Aim of the task: Your task is to copy a single run of lines that starts at the line with "Convert this screenshot" and stops at the line with "const BROKERS = ['未指定', '凱基', '元大', '富邦', '國泰', '永豐金'];", keeping both ends. Copy nothing else.

--- Start Available records ---

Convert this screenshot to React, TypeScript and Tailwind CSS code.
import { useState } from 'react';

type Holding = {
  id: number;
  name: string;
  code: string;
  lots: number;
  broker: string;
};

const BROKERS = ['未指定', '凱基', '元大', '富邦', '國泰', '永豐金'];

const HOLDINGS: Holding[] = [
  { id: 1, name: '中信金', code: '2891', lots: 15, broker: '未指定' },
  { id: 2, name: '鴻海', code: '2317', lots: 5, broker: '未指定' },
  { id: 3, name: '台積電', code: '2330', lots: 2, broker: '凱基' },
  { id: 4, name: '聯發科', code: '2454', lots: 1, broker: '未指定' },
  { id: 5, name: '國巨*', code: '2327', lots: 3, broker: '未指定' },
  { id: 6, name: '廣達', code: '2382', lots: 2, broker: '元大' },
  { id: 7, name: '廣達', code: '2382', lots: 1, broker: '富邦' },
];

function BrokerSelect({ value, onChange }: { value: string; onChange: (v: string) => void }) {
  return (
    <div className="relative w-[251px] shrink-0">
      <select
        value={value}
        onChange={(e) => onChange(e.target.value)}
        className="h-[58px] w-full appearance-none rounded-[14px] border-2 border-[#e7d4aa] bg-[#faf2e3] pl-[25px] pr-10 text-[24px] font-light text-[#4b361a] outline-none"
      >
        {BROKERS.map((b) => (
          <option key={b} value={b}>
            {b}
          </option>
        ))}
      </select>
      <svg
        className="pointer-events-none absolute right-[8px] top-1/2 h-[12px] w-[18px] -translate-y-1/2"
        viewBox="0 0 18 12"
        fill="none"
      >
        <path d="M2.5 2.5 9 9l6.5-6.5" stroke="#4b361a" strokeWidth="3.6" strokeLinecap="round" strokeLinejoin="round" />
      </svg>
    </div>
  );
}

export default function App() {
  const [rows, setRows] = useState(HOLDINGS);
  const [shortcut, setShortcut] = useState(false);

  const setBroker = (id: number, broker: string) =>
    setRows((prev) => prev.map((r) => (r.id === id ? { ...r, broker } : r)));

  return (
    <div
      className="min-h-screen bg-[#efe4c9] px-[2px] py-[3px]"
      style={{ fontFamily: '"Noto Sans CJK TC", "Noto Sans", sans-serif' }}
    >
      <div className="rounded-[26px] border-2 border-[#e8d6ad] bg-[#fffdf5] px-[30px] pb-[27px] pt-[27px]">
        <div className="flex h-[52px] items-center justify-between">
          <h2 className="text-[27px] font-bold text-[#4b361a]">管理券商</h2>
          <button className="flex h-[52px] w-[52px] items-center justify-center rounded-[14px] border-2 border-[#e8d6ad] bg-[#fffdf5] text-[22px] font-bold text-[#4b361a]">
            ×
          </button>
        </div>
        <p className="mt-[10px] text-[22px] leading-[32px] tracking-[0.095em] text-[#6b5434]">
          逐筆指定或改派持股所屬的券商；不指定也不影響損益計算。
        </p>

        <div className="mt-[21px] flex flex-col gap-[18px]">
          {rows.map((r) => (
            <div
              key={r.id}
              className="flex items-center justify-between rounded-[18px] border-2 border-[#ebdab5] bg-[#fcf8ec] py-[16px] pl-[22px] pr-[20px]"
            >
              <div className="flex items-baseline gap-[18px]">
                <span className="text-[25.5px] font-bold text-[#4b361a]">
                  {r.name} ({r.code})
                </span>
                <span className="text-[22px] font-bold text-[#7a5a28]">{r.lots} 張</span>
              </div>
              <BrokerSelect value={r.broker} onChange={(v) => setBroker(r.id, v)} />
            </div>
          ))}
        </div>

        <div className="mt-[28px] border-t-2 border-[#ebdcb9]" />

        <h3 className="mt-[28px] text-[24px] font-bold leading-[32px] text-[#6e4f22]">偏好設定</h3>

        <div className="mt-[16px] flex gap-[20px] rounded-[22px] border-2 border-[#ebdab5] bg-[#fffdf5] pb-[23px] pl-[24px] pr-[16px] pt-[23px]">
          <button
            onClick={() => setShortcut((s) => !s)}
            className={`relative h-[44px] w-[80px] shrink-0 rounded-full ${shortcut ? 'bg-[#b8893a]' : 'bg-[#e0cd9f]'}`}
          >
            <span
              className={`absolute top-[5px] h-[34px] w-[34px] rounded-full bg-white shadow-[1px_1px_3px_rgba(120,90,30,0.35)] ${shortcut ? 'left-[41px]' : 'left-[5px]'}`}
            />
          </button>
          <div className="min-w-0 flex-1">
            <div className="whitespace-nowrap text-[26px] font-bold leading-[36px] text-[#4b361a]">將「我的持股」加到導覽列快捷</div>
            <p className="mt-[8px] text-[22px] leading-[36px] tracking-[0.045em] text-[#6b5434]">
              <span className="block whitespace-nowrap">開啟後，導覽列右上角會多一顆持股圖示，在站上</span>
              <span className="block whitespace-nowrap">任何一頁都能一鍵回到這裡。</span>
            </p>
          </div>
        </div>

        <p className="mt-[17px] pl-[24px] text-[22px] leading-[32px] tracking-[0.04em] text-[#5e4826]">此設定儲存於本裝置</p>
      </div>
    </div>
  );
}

--- End Available records ---
--- Start Available records ---

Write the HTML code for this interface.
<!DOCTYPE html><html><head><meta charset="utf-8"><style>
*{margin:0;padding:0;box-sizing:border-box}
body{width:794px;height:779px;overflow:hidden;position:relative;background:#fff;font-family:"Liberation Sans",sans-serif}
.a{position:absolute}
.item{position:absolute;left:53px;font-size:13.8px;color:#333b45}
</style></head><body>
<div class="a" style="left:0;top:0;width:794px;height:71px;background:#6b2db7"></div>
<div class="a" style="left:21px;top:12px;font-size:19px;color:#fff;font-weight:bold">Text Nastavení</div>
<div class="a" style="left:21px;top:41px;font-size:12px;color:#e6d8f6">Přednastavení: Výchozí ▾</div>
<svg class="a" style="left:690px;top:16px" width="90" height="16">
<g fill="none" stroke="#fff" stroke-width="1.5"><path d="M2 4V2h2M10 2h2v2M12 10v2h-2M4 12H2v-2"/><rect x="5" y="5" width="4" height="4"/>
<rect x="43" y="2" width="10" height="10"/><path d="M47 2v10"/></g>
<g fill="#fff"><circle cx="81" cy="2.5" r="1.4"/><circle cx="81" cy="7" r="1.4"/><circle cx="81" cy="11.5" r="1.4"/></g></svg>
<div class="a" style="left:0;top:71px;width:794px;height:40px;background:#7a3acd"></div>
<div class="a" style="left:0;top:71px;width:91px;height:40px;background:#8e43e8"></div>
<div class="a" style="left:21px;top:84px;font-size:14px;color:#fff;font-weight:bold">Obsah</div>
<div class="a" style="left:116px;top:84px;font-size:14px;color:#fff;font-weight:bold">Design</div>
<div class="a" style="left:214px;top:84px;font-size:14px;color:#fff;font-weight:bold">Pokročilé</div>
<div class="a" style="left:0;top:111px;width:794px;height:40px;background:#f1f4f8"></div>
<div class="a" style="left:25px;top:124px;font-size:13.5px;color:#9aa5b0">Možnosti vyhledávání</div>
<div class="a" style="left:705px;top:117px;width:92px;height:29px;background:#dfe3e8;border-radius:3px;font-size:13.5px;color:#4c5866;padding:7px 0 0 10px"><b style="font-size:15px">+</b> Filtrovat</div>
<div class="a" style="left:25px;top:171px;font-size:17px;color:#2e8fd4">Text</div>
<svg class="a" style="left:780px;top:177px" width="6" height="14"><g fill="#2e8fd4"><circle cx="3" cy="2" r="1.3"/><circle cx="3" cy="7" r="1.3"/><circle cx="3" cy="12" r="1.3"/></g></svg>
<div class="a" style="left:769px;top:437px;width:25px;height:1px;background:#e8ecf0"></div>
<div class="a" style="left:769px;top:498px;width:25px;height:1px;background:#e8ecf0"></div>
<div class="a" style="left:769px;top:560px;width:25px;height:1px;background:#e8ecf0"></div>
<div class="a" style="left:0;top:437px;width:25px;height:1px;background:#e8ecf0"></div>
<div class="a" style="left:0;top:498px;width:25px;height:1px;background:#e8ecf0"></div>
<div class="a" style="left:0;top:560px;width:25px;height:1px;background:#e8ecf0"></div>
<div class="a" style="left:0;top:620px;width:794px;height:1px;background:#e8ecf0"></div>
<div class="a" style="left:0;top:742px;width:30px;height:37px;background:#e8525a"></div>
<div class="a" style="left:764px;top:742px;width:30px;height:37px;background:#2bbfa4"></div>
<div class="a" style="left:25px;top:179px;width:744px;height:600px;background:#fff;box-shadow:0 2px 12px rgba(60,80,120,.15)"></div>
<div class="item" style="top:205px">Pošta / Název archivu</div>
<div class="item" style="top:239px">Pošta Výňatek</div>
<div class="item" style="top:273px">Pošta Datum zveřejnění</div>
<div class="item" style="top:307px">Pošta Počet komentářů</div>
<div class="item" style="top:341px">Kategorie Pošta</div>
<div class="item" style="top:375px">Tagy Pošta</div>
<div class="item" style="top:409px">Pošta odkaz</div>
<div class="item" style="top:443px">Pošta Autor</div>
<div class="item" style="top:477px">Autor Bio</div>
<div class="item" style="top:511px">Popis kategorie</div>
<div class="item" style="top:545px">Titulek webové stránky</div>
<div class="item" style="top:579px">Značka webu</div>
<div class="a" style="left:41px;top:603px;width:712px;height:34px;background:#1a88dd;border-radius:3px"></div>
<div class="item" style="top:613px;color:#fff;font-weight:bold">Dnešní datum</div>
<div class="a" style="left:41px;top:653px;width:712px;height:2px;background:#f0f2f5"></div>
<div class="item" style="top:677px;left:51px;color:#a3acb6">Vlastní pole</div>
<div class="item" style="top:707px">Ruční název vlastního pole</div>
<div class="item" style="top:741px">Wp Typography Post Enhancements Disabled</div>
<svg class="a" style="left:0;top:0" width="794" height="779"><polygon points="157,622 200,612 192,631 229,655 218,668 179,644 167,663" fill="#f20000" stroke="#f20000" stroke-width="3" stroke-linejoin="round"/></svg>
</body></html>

--- End Available records ---
--- Start Available records ---

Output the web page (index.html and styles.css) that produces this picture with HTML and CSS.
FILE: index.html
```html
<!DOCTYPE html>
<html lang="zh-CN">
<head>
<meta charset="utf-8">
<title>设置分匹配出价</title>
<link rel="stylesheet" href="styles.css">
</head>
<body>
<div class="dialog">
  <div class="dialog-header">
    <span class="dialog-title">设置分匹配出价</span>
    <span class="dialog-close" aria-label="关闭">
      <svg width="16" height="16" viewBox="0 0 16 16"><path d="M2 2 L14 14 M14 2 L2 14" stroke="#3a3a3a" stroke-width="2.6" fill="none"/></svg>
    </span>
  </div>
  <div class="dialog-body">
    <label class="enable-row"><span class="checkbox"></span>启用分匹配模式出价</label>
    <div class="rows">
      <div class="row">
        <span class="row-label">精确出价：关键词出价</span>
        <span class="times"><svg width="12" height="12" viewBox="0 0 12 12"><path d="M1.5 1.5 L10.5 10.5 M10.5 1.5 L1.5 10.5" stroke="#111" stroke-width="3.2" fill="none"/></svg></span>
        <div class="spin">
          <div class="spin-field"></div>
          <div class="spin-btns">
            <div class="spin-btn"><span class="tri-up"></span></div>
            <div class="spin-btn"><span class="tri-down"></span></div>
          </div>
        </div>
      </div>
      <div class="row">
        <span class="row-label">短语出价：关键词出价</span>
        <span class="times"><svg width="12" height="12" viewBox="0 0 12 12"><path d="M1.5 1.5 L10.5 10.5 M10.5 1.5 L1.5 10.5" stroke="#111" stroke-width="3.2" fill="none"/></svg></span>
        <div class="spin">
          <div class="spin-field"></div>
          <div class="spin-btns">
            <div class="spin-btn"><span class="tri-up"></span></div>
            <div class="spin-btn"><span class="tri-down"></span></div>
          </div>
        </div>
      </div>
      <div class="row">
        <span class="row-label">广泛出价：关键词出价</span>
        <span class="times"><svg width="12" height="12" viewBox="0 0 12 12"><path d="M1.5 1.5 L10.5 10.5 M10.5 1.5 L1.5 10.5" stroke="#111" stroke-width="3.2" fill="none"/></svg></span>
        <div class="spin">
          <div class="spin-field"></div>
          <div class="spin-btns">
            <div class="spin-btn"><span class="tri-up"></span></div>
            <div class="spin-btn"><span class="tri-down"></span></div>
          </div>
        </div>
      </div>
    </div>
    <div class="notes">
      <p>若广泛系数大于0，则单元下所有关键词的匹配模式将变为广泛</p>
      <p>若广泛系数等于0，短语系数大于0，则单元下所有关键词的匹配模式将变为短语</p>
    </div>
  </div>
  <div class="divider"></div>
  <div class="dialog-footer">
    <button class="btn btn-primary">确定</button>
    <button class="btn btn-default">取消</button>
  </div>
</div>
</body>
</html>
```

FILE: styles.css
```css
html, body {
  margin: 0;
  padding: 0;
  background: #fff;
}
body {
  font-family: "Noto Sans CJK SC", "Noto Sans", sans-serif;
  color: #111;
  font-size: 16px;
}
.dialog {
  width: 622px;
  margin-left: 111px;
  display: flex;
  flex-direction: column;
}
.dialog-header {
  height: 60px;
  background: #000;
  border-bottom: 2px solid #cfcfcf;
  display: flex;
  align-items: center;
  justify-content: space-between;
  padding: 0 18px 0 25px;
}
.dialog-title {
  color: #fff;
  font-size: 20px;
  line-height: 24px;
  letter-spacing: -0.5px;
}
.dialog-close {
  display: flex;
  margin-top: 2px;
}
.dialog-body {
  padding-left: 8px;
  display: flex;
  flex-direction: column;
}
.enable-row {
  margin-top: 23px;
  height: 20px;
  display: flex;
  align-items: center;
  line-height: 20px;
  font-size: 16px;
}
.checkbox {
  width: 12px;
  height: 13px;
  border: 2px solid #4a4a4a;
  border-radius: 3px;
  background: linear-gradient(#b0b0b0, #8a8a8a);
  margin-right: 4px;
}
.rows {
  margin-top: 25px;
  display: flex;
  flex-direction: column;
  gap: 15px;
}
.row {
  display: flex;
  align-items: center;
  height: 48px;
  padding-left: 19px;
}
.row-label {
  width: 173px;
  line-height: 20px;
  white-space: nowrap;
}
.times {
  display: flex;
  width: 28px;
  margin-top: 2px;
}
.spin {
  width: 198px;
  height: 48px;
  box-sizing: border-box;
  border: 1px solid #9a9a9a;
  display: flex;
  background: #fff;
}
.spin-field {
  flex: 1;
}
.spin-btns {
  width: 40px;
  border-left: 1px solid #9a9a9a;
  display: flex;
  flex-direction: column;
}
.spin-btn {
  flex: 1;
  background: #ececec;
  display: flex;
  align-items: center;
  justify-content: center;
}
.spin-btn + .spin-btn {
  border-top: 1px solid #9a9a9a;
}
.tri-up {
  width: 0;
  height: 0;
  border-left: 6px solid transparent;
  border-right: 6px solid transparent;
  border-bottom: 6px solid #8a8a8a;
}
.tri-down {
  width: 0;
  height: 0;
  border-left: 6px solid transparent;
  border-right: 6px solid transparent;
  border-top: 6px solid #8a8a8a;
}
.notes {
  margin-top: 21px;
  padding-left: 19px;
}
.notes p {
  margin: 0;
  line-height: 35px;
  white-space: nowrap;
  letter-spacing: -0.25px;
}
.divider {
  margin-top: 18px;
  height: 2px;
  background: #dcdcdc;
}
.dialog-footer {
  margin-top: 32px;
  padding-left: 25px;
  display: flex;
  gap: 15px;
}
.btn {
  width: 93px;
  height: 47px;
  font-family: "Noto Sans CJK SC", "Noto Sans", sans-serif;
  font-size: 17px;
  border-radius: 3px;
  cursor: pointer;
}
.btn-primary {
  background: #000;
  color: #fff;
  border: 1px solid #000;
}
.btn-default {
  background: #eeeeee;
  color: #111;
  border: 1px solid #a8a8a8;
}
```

--- End Available records ---

Solution below:
Convert this screenshot to React, TypeScript and Tailwind CSS code.
import { useState } from 'react';

type Holding = {
  id: number;
  name: string;
  code: string;
  lots: number;
  broker: string;
};

const BROKERS = ['未指定', '凱基', '元大', '富邦', '國泰', '永豐金'];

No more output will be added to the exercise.